JOB ->
Everything from the first line of the data through the line with "const filters = ['All', 'Tournaments', 'Other'];" is to be echoed exactly, minus the pictures.
::::::
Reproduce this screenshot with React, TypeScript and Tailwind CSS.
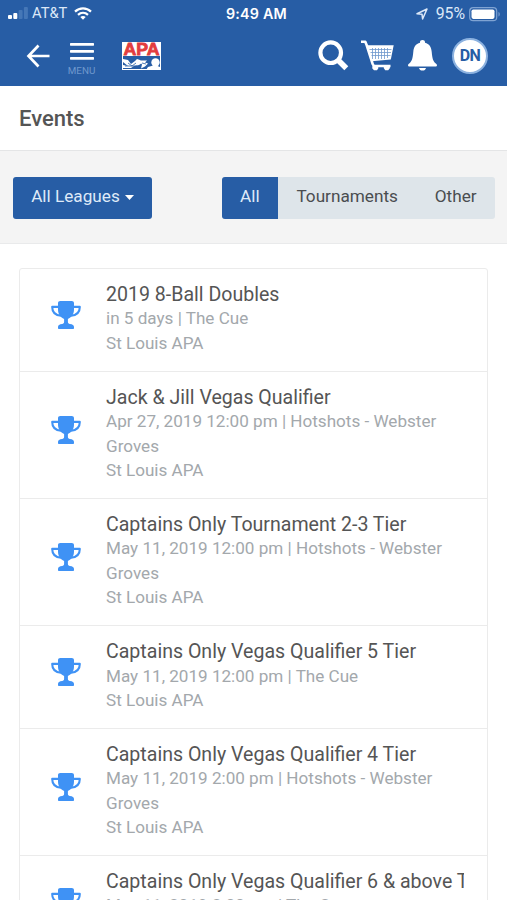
import { clsx } from 'clsx';

const events = [
  { title: '2019 8-Ball Doubles', when: 'in 5 days', place: 'The Cue' },
  { title: 'Jack & Jill Vegas Qualifier', when: 'Apr 27, 2019 12:00 pm', place: 'Hotshots - Webster Groves' },
  { title: 'Captains Only Tournament 2-3 Tier', when: 'May 11, 2019 12:00 pm', place: 'Hotshots - Webster Groves' },
  { title: 'Captains Only Vegas Qualifier 5 Tier', when: 'May 11, 2019 12:00 pm', place: 'The Cue' },
  { title: 'Captains Only Vegas Qualifier 4 Tier', when: 'May 11, 2019 2:00 pm', place: 'Hotshots - Webster Groves' },
  { title: 'Captains Only Vegas Qualifier 6 & above Tier', when: 'May 11, 2019 2:00 pm', place: 'The Cue' },
];

const filters = ['All', 'Tournaments', 'Other'];

function Trophy() {
  return (
    <svg width="30" height="28" viewBox="0 0 30 28" fill="none" className="block shrink-0">
      <path d="M8 5.900H1.200c0 5.500 3.600 8.300 8.800 8.900M22 5.900h6.800c0 5.500-3.600 8.300-8.800 8.900" stroke="#3f92f5" strokeWidth="2.100" strokeLinejoin="round" />
      <path
        d="M9.300 0h11.400c1.400 0 2.300.8 2.300 2.200v6.300c0 4.800-2.600 7.900-6.100 9.500v3.100c0 1.200.7 1.700 2 1.900 2.600.3 4.100 1.100 4.100 2.900v1.300c0 .5-.3.800-.8.800H7.800c-.5 0-.8-.3-.8-.8v-1.300c0-1.800 1.500-2.600 4.100-2.900 1.300-.2 2-.7 2-1.900V18C9.600 16.400 7 13.300 7 8.500V2.200C7 .8 7.900 0 9.300 0z"
        fill="#3f92f5"
      />
    </svg>
  );
}

function StatusBar() {
  return (
    <div className="grid h-[27px] grid-cols-3 items-center pl-2 pr-[6px] text-[14.7px] text-[#dce8f8]">
      <div className="flex items-center">
        <svg width="20" height="13" viewBox="0 0 20 13">
          <rect x="0" y="8" width="4" height="4" rx="1" fill="#fff" />
          <rect x="5.300" y="6" width="4" height="6" rx="1" fill="#fff" />
          <rect x="10.600" y="3" width="4" height="9" rx="1" fill="#4577b7" />
          <rect x="15.900" y="0" width="4" height="12" rx="1" fill="#4577b7" />
        </svg>
        <span className="ml-[4px] w-[36px] whitespace-nowrap text-[14.700px]">AT&amp;T</span>
        <svg width="18" height="13" viewBox="0 0 18 13" fill="none" stroke="#fff" className="ml-[6px]">
          <path d="M1 4.600C5.500.3 12.500.3 17 4.600" strokeWidth="2.200" />
          <path d="M4 7.900c2.900-2.700 7.100-2.700 10 0" strokeWidth="2.200" />
          <path d="M9 12.700l-2.700-2.800c1.500-1.300 3.900-1.300 5.400 0z" fill="#fff" stroke="none" />
        </svg>
      </div>
      <div className="pl-[4px] text-center font-['Inter',sans-serif] text-[14.300px] font-semibold tracking-[0.2px] text-white">
        9:49 AM
      </div>
      <div className="flex items-center justify-end pt-px">
        <svg width="12" height="12" viewBox="0 0 12 12" fill="none" stroke="#dce8f8" strokeWidth="1.500" strokeLinejoin="round" className="mb-px">
          <path d="M1 5.700L11 1 6.600 11 6 6.200z" />
        </svg>
        <span className="ml-[8px] text-[15.800px]">95%</span>
        <svg width="32" height="15" viewBox="0 0 32 15" className="ml-[4px]">
          <rect x=".7" y=".7" width="27" height="13" rx="3.500" fill="none" stroke="#7fa3d3" strokeWidth="1.200" />
          <rect x="2.500" y="2.500" width="23" height="9.400" rx="1.800" fill="#fff" />
          <path d="M29.500 5c1.600.5 1.600 4 0 4.500z" fill="#7fa3d3" />
        </svg>
      </div>
    </div>
  );
}

function ApaLogo() {
  return (
    <svg width="39" height="28" viewBox="0 0 39 28" className="block">
      <rect width="39" height="28" fill="#fff" />
      <text x="1.500" y="12.700" textLength="36" lengthAdjust="spacingAndGlyphs" fontFamily="Liberation Sans, sans-serif" fontWeight="900" fontSize="16.300" fill="#e23c3e" stroke="#e23c3e" strokeWidth=".8">
        APA
      </text>
      <rect x="1" y="14" width="37" height="13" fill="#275da5" />
      <path d="M1 17l5 1 3 4 4-3 2-2 3 1 2 3-3 2-5 1-3 2H1v-3l5 1-5-4z" fill="#fff" />
      <path d="M17 18.500h8l-2 2 3 1-3 3-4 2 1-4z" fill="#fff" />
      <path d="M6 21l4 3 4-3M3 24h12M20 21l4 1" stroke="#275da5" strokeWidth=".8" fill="none" />
      <circle cx="33.500" cy="20.500" r="4.200" fill="#fff" />
      <path d="M26 25l7-2 5 2v3H24z" fill="#fff" />
    </svg>
  );
}

function NavBar() {
  return (
    <div className="flex h-[59px] items-center pl-[26px] pr-[19px]">
      <svg width="24" height="24" viewBox="0 0 24 24" fill="none" stroke="#fff" strokeWidth="2.700" className="mb-[2px]">
        <path d="M12.500 1.500L2.500 12l10 10.500M2.500 12H23.500" />
      </svg>
      <div className="ml-[17px] mt-[5px] flex w-[29px] flex-col items-center">
        <svg width="24" height="17" viewBox="0 0 24 17" fill="#fff">
          <rect width="24" height="2.700" rx=".6" />
          <rect y="7" width="24" height="2.700" rx=".6" />
          <rect y="14" width="24" height="2.700" rx=".6" />
        </svg>
        <span className="mt-[5px] text-[9.800px] leading-[11px] text-[#6f98cd]">MENU</span>
      </div>
      <div className="mb-[2px] ml-[26px]">
        <ApaLogo />
      </div>
      <div className="mb-[2px] ml-auto flex items-center">
        <svg width="31" height="31" viewBox="0 0 31 31" fill="none" stroke="#fff" className="mr-[2px]">
          <circle cx="12.700" cy="12.700" r="10.300" strokeWidth="4.200" />
          <path d="M20 20l8.300 8.300" strokeWidth="5.600" />
        </svg>
        <svg width="33" height="31" viewBox="0 0 33 31" className="ml-[10px]" fill="none" stroke="#fff">
          <path d="M0 1.800h4.300l1.500 3.700 5.900 18.700q.6 1.800 2.300 1.800h15.500" strokeWidth="2.600" strokeLinejoin="round" />
          <path d="M5.700 5.300h27L29.800 19.500l-19.200 1.800z" fill="#fff" stroke="none" />
          <path d="M8.500 9.500h22M9.500 12.500h20.500M10.500 15.500h19M11.500 8v11M14.500 8v11M17.500 8v11M20.500 8v11M23.500 8v11M26.500 8v10" stroke="#6f98cd" strokeWidth=".8" />
          <path d="M11.500 26h5l1 2-1.500 2.300h-3l-1.800-2zM23 26h5.500l.5 2-1.800 2.300h-3l-1.500-2.300z" fill="#fff" stroke="none" />
        </svg>
        <svg width="29" height="31" viewBox="0 0 29 31" fill="#fff" className="ml-[14px]">
          <path d="M14.500 0c1.500 0 2.500.9 2.500 2.200v.6c4.300 1 6.200 4.300 6.700 8.900.6 7.200 1.500 9.400 3.800 11.500.9.7 1.500 1.400 1.500 2.200-.3 1-1 1.100-2 1.100H2c-1 0-1.700-.1-2-1.100 0-.8.6-1.500 1.500-2.200 2.300-2.100 3.200-4.300 3.800-11.500.5-4.600 2.400-7.900 6.700-8.900v-.6C12 .9 13 0 14.500 0z" />
          <path d="M11 28h7c-.3 1.700-1.700 2.600-3.500 2.600s-3.200-.9-3.500-2.600z" />
        </svg>
        <div className="ml-[15px] flex h-[36px] w-[36px] items-center justify-center rounded-full border-2 border-[#8cb2e0] bg-white text-[16px] font-bold tracking-[-0.500px] text-[#275da5]">
          DN
        </div>
      </div>
    </div>
  );
}

export default function App() {
  return (
    <div className="h-[900px] w-[507px] overflow-hidden bg-white font-['Roboto',sans-serif]">
      <header className="h-[86px] bg-[#275da5]">
        <StatusBar />
        <NavBar />
      </header>

      <div className="flex h-[65px] items-center border-b border-[#e4e5e6] pl-[19px]">
        <h1 className="text-[22px] font-medium text-[#555]">Events</h1>
      </div>

      {/* Filters */}
      <div className="flex h-[93px] items-center justify-between border-b border-[#e9eaeb] bg-[#f4f4f4] pl-[13px] pr-[12px] pt-[2px] text-[17.200px]">
        <button className="flex h-[42px] w-[139px] items-center justify-center gap-[5px] rounded-[3px] bg-[#275da5] pb-[2px] text-[#dfeaf8]">
          All Leagues
          <svg width="9" height="5" viewBox="0 0 9 5" fill="#fff" className="mt-px">
            <path d="M0 0h9L4.500 5z" />
          </svg>
        </button>
        <div className="flex h-[42px] overflow-hidden rounded-[3px] bg-[#dee5ea]">
          {filters.map((name, i) => (
            <button
              key={name}
              className={clsx('px-[18.400px] pb-[2px]', i === 0 ? 'bg-[#275da5] text-[#dfeaf8]' : 'text-[#4a4d50]')}
            >
              {name}
            </button>
          ))}
        </div>
      </div>

      {/* Event list */}
      <div className="mx-[19px] mt-[24px] rounded-[3px] border border-[#ebebeb]">
        {events.map((event) => (
          <div
            key={event.title}
            className="flex items-center border-b border-[#ebebeb] pb-[15.400px] pl-[31px] pr-[23px] pt-[14.200px]"
          >
            <div className="mt-[-8px] shrink-0">
              <Trophy />
            </div>
            <div className="ml-[25px] min-w-0 flex-1 leading-[24.450px]">
              <div className="overflow-hidden whitespace-nowrap text-[19.570px] leading-[23.250px] text-[#555]">{event.title}</div>
              <div className="text-[17.100px] text-[#a3a8ac]">{`${event.when} | ${event.place}`}</div>
              <div className="text-[17.100px] text-[#a3a8ac]">St Louis APA</div>
            </div>
          </div>
        ))}
      </div>
    </div>
  );
}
::::::
FINISHED ANSWER ->
Reproduce this screenshot with React, TypeScript and Tailwind CSS.
import { clsx } from 'clsx';

const events = [
  { title: '2019 8-Ball Doubles', when: 'in 5 days', place: 'The Cue' },
  { title: 'Jack & Jill Vegas Qualifier', when: 'Apr 27, 2019 12:00 pm', place: 'Hotshots - Webster Groves' },
  { title: 'Captains Only Tournament 2-3 Tier', when: 'May 11, 2019 12:00 pm', place: 'Hotshots - Webster Groves' },
  { title: 'Captains Only Vegas Qualifier 5 Tier', when: 'May 11, 2019 12:00 pm', place: 'The Cue' },
  { title: 'Captains Only Vegas Qualifier 4 Tier', when: 'May 11, 2019 2:00 pm', place: 'Hotshots - Webster Groves' },
  { title: 'Captains Only Vegas Qualifier 6 & above Tier', when: 'May 11, 2019 2:00 pm', place: 'The Cue' },
];

const filters = ['All', 'Tournaments', 'Other'];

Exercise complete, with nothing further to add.